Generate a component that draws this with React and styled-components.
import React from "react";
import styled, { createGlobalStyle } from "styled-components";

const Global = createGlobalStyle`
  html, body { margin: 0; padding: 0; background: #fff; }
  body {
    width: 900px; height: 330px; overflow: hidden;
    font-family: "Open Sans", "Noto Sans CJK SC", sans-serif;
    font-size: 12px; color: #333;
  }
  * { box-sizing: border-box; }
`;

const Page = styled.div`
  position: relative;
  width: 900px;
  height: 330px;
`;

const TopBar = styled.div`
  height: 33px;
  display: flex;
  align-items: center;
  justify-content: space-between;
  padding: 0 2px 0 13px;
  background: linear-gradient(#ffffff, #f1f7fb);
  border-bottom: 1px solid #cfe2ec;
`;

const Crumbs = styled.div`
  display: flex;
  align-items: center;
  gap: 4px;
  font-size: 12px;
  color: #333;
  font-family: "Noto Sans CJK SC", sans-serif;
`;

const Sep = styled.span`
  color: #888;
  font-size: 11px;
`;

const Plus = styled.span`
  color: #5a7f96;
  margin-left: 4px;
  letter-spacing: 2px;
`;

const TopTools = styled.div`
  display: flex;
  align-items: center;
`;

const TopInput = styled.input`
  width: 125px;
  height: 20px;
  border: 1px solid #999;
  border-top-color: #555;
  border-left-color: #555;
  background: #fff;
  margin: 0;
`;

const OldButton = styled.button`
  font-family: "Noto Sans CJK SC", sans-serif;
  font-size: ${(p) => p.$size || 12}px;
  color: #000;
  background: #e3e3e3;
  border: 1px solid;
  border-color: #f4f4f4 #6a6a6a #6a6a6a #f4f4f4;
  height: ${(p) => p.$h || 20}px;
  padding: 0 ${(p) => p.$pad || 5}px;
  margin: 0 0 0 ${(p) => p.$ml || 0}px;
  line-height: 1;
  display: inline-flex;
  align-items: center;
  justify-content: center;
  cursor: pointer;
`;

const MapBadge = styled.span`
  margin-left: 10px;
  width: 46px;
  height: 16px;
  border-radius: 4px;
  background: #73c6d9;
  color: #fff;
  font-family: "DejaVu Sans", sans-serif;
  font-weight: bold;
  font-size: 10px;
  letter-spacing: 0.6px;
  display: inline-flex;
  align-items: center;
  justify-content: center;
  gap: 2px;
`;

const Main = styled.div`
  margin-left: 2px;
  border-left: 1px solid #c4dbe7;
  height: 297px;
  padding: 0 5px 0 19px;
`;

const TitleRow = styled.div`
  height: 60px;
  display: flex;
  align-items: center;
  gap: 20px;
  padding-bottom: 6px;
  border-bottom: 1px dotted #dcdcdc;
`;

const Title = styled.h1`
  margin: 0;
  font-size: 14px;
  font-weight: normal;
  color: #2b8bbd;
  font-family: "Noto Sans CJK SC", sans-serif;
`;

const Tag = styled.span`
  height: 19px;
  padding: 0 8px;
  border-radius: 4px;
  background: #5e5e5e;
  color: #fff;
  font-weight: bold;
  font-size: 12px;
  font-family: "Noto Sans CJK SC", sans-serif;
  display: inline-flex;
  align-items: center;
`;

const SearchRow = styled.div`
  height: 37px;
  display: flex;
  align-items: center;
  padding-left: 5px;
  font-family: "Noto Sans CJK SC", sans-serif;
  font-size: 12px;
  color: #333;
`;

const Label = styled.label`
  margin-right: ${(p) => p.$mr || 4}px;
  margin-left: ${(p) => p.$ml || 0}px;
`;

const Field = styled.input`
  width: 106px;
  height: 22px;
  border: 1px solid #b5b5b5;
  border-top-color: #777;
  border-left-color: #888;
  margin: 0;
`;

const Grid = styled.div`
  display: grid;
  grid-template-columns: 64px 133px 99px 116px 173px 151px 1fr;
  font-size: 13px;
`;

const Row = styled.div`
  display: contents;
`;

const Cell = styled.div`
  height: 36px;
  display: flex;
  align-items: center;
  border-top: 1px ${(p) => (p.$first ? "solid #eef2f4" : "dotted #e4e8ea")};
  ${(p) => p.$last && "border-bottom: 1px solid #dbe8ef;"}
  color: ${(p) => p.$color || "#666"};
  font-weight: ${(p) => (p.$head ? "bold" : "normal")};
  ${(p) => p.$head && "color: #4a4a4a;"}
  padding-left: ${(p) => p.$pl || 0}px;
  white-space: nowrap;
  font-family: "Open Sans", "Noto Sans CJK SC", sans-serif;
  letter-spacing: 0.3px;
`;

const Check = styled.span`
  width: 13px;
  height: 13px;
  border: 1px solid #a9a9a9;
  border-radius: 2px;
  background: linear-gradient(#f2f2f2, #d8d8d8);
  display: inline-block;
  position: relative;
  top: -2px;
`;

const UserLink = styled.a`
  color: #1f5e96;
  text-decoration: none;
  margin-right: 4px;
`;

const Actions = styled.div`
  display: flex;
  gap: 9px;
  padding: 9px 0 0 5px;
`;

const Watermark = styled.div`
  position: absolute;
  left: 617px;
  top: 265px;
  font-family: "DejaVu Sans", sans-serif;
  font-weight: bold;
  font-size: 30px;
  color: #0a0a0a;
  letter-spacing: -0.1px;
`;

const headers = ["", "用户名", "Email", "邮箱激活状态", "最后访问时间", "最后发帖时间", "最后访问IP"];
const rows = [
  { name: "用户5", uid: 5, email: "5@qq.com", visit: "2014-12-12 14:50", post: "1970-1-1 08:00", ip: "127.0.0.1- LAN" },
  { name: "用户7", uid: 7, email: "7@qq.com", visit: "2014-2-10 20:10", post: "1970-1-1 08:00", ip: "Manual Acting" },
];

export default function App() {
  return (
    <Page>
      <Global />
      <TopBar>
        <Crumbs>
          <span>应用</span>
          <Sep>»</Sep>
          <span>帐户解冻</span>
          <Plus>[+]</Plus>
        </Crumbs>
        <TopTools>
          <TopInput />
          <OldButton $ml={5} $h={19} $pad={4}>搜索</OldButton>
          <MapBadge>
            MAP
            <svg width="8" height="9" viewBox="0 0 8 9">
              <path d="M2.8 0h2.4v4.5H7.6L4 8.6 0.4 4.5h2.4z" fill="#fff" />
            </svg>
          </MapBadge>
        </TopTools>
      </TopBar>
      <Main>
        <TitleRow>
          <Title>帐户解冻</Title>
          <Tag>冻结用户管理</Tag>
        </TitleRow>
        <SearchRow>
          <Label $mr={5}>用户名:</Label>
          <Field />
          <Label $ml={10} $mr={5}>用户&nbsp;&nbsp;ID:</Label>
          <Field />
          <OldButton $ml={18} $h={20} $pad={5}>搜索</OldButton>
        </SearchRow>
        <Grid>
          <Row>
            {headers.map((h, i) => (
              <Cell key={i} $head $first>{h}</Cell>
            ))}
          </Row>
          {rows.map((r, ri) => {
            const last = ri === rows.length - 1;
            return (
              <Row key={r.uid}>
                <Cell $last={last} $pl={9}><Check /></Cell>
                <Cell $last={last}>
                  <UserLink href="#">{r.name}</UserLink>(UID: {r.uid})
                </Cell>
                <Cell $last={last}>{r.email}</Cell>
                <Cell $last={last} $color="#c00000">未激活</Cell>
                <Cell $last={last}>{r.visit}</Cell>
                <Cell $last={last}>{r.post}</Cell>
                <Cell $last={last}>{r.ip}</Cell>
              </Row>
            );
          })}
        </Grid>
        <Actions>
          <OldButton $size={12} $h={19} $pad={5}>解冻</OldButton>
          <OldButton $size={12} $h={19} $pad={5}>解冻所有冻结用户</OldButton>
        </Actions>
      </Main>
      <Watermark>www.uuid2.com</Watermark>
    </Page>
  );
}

####################

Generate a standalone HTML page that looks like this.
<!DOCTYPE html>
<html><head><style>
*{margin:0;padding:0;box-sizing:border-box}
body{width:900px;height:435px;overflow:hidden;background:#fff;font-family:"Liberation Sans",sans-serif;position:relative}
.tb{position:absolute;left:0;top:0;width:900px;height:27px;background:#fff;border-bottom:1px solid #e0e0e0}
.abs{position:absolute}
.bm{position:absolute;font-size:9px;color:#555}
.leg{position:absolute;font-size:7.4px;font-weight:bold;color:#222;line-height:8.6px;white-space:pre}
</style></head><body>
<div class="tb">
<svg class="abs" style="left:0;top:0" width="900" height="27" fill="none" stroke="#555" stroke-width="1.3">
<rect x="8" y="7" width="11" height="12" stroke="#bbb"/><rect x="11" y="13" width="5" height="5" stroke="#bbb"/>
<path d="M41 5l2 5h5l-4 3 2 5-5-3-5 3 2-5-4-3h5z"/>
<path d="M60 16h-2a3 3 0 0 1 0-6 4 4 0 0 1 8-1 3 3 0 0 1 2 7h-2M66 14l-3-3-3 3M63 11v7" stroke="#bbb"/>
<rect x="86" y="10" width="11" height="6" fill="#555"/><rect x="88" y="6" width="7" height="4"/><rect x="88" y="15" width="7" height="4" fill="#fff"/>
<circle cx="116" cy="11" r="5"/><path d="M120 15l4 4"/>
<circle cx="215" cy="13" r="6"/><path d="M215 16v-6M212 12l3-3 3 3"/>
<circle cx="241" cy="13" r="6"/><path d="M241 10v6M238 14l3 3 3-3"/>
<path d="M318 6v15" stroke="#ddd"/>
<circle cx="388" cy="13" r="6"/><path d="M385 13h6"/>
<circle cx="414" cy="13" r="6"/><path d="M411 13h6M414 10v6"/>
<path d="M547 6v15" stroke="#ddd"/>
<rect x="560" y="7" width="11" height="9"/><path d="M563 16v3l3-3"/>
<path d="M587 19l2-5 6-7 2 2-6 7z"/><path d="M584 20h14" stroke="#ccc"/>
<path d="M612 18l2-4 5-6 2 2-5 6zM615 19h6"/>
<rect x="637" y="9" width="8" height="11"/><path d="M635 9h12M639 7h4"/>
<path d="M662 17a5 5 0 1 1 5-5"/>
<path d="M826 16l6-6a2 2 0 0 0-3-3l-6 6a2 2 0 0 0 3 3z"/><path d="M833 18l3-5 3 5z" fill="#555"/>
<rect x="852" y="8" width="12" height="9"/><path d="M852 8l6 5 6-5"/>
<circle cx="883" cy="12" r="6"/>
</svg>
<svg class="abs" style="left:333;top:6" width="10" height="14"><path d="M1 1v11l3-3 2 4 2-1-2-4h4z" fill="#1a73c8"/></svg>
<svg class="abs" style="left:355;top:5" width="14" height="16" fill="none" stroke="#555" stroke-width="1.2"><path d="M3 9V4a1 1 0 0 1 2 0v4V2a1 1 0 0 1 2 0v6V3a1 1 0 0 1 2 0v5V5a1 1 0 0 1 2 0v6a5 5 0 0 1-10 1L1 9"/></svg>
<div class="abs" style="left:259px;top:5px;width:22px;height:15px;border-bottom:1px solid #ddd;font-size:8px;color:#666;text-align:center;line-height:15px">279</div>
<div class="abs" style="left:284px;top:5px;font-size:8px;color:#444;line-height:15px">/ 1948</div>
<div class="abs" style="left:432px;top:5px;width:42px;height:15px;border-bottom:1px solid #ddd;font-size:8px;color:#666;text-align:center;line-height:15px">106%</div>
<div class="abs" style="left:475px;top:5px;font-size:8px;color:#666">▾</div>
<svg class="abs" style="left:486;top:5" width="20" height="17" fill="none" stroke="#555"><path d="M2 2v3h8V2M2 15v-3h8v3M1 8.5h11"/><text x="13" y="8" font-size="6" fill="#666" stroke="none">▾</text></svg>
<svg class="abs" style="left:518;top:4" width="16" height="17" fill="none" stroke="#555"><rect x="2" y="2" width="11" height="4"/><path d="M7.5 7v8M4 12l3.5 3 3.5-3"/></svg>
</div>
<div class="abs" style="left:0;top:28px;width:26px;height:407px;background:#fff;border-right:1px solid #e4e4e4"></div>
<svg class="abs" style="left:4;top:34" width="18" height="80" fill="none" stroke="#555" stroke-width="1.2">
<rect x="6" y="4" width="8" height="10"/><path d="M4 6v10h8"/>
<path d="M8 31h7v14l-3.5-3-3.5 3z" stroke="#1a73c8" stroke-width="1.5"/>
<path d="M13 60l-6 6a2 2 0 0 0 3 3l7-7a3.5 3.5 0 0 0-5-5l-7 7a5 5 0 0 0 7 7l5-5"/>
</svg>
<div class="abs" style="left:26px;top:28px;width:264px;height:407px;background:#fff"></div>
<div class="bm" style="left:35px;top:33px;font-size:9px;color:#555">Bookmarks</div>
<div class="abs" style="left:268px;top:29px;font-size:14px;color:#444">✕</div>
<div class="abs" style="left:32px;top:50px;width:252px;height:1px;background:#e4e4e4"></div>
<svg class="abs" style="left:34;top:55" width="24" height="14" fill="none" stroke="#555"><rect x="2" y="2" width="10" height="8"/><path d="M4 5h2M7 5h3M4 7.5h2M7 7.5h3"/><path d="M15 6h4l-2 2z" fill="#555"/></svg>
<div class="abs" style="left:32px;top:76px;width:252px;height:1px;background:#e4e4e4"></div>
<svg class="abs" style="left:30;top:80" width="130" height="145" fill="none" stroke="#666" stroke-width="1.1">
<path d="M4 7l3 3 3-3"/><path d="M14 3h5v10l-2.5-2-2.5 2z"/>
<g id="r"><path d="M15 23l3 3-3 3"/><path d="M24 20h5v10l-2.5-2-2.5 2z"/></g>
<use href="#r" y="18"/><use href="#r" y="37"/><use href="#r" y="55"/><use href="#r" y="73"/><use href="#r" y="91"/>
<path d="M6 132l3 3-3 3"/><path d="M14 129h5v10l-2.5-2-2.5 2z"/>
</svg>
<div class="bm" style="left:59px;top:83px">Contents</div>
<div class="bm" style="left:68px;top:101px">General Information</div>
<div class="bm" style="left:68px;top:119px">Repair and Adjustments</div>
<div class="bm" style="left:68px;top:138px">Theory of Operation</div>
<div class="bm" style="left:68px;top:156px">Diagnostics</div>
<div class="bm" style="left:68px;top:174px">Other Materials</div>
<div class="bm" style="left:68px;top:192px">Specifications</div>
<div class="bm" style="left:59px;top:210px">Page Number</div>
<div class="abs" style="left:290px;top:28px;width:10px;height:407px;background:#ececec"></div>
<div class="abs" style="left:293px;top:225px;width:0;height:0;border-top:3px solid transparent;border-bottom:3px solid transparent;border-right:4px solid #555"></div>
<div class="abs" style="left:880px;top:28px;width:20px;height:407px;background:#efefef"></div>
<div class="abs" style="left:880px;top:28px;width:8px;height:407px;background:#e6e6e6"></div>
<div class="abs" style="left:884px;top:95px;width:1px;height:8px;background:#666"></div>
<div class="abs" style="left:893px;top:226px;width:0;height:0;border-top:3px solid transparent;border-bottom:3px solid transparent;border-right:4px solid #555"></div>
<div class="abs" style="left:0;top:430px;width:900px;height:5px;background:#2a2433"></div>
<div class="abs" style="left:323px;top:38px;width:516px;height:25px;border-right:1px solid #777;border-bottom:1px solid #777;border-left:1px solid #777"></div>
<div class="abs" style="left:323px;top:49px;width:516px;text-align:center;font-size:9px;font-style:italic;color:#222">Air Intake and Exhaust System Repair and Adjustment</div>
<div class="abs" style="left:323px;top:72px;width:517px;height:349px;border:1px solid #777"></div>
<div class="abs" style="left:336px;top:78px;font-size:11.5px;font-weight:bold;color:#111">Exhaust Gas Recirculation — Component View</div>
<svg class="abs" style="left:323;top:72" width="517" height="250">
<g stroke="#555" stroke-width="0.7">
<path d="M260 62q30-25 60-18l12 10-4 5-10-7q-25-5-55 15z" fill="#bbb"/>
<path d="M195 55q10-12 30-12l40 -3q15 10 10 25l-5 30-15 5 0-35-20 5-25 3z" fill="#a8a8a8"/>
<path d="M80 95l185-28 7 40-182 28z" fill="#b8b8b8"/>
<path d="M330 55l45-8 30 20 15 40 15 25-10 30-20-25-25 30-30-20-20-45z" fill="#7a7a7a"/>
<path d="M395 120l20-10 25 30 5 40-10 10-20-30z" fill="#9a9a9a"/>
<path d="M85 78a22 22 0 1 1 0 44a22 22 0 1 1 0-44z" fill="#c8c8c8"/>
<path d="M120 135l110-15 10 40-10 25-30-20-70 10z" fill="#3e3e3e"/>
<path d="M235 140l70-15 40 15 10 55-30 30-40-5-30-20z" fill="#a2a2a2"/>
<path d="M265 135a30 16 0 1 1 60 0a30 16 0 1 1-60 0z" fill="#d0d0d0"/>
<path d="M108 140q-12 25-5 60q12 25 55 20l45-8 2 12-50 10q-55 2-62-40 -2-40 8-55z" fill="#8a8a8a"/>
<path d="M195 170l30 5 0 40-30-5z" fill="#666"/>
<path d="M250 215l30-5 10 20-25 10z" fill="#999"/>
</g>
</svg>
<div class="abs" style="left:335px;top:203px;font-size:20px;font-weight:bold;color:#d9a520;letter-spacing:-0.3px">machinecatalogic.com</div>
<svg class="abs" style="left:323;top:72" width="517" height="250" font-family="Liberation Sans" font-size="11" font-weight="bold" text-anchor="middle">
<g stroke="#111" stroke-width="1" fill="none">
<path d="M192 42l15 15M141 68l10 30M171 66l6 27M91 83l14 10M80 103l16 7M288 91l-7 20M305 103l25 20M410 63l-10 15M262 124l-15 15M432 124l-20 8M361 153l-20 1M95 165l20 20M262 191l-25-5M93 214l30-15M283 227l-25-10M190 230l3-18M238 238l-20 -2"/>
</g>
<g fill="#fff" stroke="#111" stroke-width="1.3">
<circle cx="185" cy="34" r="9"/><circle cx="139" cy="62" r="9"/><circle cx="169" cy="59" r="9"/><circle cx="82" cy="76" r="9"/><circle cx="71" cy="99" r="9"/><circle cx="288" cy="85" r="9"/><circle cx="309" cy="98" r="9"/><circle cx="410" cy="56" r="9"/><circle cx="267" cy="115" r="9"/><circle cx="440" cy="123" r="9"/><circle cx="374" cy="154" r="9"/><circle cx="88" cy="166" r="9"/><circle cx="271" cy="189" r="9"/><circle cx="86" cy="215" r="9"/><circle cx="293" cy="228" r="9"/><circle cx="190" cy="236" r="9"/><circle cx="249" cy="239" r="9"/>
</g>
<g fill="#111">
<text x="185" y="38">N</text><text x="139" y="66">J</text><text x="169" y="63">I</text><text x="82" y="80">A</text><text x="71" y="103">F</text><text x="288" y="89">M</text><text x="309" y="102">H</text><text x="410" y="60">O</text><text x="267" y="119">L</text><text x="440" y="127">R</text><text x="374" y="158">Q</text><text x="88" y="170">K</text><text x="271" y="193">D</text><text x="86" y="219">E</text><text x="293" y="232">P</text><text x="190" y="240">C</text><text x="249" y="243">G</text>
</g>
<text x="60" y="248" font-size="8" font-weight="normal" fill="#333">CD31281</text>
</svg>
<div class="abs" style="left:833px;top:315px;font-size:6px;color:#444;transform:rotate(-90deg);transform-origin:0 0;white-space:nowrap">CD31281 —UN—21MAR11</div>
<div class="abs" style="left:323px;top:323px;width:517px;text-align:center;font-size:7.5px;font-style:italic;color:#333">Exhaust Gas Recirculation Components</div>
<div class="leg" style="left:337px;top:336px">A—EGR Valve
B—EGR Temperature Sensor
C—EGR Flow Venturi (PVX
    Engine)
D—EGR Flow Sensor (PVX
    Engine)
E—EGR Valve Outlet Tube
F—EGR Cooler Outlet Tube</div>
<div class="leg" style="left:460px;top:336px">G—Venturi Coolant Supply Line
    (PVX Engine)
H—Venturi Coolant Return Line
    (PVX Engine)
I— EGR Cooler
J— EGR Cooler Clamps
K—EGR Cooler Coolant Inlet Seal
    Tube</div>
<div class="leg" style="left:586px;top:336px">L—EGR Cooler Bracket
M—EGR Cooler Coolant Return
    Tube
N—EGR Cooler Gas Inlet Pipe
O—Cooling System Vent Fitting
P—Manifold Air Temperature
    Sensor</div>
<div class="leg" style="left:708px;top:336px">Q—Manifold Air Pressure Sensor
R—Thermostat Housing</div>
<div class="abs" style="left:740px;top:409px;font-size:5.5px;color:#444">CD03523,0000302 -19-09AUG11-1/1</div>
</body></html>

####################

Task objective:
Supply the count of lines in the entries that contain the word "Generate", and nothing besides.

Task solution:
2